Alexander I of Russia had become distrustful of Napoléon and refused to co-operate with him against the British. In 1812, Napoléon invaded Russia. Napoléon ignored the advice of the Poles, who predicted long-term war rather than a quick victorious campaign. They proposed to retrieve former Polish areas from Russian hands gradually and build a base for further war there. As the Poles predicted, the Russians under Kutuzov, who declared a Patriotic War, retreated instead of giving battle. Outside Moscow on 12 September, the Battle of Borodino took place.
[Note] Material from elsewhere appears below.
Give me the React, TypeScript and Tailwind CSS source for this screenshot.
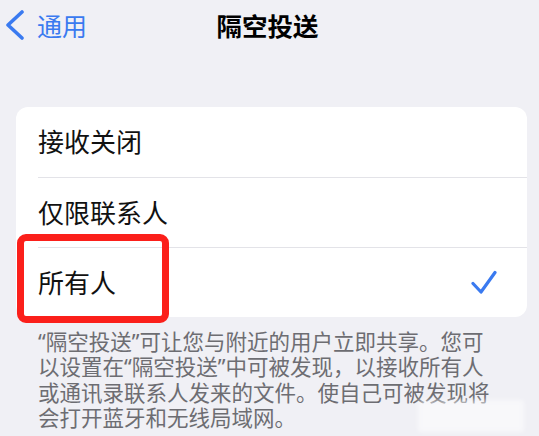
import React from "react";

const font = { fontFamily: '"Noto Sans CJK SC", "Noto Sans", sans-serif' };
const footerFont = { fontFamily: '"Noto Sans", "Noto Sans CJK SC", sans-serif' };

export default function App() {
  return (
    <div
      className="w-[539px] h-[436px] bg-[#f0f0f5] overflow-hidden relative"
      style={font}
    >
      {/* Nav bar */}
      <div className="relative h-[50px] flex items-center">
        <div className="flex items-center pl-[5px] gap-[12px] text-[#3a7af0]">
          <svg width="20" height="30" viewBox="0 0 20 30" className="mt-[-1px]">
            <polyline
              points="17,2 3,15 17,28"
              fill="none"
              stroke="currentColor"
              strokeWidth="3.6"
              strokeLinecap="round"
              strokeLinejoin="round"
            />
          </svg>
          <span className="text-[25px] leading-none">通用</span>
        </div>
        <div className="absolute inset-0 flex items-center justify-center pointer-events-none">
          <span className="text-[25.5px] font-bold leading-none text-black ml-[-4px]">
            隔空投送
          </span>
        </div>
      </div>

      {/* Card */}
      <div className="mt-[57px] mx-[16px] w-[511px] relative">
        <div className="bg-white rounded-[12px] overflow-hidden">
          <div className="h-[70px] flex items-center pl-[22px] pb-[2px]">
            <span className="text-[26px] leading-none text-[#111]">接收关闭</span>
          </div>
          <div className="h-[1px] bg-[#e3e3e8] ml-[22px]" />
          <div className="h-[69px] flex items-center pl-[22px] pb-[2px]">
            <span className="text-[26px] leading-none text-[#111]">仅限联系人</span>
          </div>
          <div className="h-[1px] bg-[#e3e3e8] ml-[22px]" />
          <div className="h-[69px] flex items-center justify-between pl-[22px] pr-[30px]">
            <span className="text-[26px] leading-none text-[#111] mb-[2px]">所有人</span>
            <svg width="26" height="26" viewBox="0 0 26 26">
              <polyline
                points="2,13.5 10,22 24,2.5"
                fill="none"
                stroke="#3a7af0"
                strokeWidth="3.2"
                strokeLinecap="round"
                strokeLinejoin="round"
              />
            </svg>
          </div>
        </div>
        {/* Red annotation box */}
        <div className="absolute left-[1px] top-[127px] w-[152px] h-[89px] border-[7px] border-[#fb1f1a] rounded-[9px]" />
      </div>

      {/* Footer */}
      <div
        className="mt-[12px] pl-[38px] text-[21.5px] leading-[25.3px] text-[#6d6d72] whitespace-nowrap"
        style={footerFont}
      >
        <div>“隔空投送”可让您与附近的用户立即共享。您可</div>
        <div>以设置在“隔空投送”中可被发现，以接收所有人</div>
        <div>或通讯录联系人发来的文件。使自己可被发现将</div>
        <div>会打开蓝牙和无线局域网。</div>
      </div>

      {/* faint watermark overlay */}
      <div className="absolute left-[418px] top-[400px] w-[106px] h-[32px] bg-white/50 blur-[2px]" />
    </div>
  );
}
The Russians retreated and Napoléon was able to enter Moscow, assuming that Alexander I would negotiate peace. Moscow began to burn and within the month, fearing loss of control in France, Napoléon left Moscow. The French Grand Army suffered greatly in the course of a ruinous retreat; the Army had begun as over 600,000 men, but in the end fewer than 10,000 crossed the Berezina River (November 1812) to escape. Encouraged by this dramatic reversal, several nations again took up arms against France. The decisive defeat of the French came at the Battle of Leipzig, also called "The Battle of the Nations" ( 16- 19 October 1813).
In 1814 Britain, Russia, Prussia and Austria formed an alliance against Napoléon. Although the defence of France included many battles which the French won, the pressure became overwhelming. Paris was occupied on 31 March 1814. The marshals asked Napoléon to abdicate, and he did so on 6 April in favour of his son. The Allies, however, demanded unconditional surrender and Napoléon abdicated again, unconditionally, on 11 April. In the Treaty of Fontainebleau the victors exiled the Corsican to Elba, a small island in the Mediterranean 20 km off the coast of Italy. They let him keep the title of "Emperor" but restricted his empire to that tiny island.
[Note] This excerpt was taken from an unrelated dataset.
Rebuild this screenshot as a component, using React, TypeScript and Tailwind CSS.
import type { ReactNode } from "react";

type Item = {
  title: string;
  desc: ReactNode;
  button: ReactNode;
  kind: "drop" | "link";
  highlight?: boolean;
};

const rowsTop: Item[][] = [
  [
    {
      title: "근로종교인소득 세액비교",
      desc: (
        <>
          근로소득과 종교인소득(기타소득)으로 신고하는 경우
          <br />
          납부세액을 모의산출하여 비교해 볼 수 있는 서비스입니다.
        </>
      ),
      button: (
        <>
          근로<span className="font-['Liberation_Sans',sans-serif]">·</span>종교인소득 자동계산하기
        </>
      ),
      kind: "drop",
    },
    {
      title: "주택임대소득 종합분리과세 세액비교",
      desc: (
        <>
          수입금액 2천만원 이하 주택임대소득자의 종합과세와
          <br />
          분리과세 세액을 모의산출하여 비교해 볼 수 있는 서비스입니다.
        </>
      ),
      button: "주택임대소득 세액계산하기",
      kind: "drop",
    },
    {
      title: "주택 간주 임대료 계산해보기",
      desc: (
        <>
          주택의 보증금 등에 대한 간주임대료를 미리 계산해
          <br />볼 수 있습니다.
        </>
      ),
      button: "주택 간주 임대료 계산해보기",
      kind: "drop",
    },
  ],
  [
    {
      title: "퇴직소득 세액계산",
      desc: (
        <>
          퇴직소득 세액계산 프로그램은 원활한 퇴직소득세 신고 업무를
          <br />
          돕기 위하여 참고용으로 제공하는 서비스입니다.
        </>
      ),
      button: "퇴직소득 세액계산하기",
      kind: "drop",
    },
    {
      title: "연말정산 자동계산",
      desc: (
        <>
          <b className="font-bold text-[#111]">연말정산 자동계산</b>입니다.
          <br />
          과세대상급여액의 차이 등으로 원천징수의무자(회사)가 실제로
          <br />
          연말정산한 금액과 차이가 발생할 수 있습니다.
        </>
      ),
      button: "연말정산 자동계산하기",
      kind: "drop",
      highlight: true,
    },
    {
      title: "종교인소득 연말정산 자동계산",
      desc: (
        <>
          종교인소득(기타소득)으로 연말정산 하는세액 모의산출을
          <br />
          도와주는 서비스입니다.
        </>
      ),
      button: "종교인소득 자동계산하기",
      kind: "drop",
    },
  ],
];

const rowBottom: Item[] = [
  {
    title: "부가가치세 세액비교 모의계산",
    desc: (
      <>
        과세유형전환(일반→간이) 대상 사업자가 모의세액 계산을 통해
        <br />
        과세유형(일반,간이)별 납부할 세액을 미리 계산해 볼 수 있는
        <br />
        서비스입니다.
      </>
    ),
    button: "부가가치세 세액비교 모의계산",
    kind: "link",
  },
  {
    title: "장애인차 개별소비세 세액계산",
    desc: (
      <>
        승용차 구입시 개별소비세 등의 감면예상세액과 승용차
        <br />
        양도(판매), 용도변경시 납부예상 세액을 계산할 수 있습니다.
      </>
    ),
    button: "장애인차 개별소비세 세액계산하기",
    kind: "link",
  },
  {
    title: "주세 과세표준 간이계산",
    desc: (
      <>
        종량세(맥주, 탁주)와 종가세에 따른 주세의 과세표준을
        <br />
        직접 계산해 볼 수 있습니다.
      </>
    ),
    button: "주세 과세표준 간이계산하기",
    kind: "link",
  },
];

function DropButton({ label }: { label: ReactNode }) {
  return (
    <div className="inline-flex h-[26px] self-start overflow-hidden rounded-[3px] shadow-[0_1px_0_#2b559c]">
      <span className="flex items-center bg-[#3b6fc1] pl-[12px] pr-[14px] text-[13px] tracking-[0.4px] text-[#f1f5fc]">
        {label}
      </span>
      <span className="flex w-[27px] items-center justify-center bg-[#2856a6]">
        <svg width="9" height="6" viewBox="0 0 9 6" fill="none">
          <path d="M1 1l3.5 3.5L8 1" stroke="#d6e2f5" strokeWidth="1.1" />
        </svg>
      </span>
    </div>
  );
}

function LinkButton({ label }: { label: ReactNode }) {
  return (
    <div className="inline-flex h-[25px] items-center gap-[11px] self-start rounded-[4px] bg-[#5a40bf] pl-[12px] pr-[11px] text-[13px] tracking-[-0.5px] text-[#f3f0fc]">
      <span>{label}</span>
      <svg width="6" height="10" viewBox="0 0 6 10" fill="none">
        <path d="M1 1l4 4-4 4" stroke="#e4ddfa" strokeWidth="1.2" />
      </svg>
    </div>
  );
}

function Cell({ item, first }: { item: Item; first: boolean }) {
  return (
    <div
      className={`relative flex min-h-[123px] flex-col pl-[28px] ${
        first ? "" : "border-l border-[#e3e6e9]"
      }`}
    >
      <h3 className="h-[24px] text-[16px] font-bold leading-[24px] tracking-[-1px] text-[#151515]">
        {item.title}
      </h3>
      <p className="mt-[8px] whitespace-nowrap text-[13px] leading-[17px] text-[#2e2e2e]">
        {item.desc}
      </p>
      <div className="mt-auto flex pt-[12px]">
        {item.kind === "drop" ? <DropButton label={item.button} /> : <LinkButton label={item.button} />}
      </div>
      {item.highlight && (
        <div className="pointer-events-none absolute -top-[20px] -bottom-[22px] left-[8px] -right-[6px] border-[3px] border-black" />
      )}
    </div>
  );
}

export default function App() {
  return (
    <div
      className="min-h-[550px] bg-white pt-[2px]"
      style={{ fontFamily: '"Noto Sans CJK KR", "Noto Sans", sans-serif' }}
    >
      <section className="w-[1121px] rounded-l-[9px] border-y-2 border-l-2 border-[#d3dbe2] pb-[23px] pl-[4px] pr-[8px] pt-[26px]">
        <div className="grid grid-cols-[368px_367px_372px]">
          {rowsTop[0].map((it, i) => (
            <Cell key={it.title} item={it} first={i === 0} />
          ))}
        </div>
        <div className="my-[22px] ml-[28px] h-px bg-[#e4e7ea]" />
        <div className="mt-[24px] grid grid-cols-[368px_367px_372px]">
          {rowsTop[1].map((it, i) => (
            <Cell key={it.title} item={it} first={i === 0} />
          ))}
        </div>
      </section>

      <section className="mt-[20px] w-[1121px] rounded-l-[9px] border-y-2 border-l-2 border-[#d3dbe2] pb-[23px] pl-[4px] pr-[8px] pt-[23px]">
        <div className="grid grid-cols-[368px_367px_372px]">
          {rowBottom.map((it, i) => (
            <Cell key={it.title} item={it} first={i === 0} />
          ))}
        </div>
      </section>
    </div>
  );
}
Napoléon tried to poison himself and failed; on the voyage to Elba he was almost assassinated. In France, the royalists had taken over and restored King Louis XVIII to power. On Elba, Napoléon became concerned about his wife and, more especially, his son, in the hands of the Austrians. The French government refused to pay his allowance and he heard rumours that he was about to be banished to a remote island in the Atlantic. Napoléon escaped from Elba on 26 February 1815 and returned to the mainland on 1 March 1815. The French armies sent to stop him received him instead as leader. He arrived in Paris on 20 March with a regular army of 140,000 and a volunteer force of around 200,000 and governed for a Hundred Days.
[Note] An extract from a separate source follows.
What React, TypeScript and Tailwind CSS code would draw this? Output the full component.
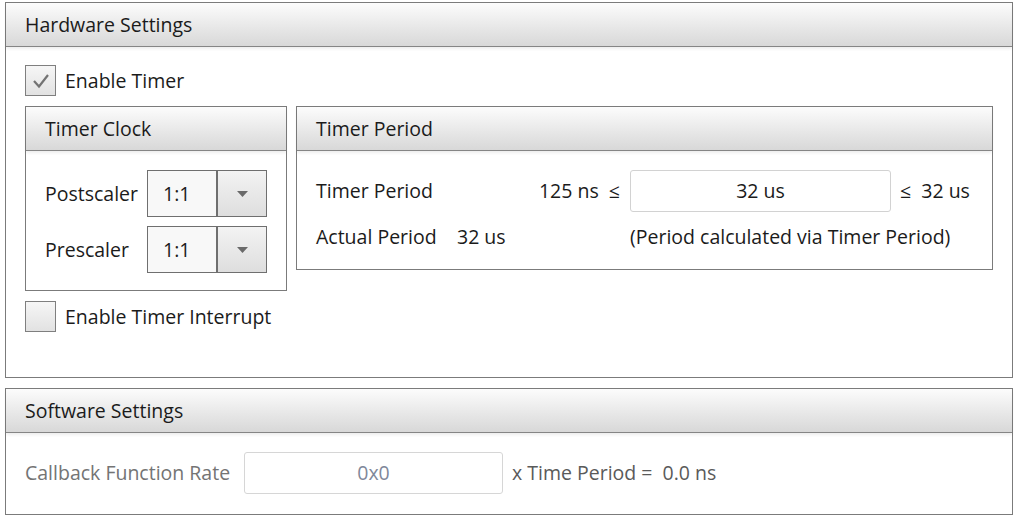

Napoléon's final defeat came at the hands of the Duke of Wellington and Gebhard Leberecht von Blücher at the Battle of Waterloo in present-day Belgium on 18 June 1815.
Off the port of Rochefort, Napoléon made his formal surrender while on board HMS Bellerophon on 15 July 1815.
Napoléon's exile to Elba is the inspiration for the famous palindrome: "Able was I ere I saw Elba."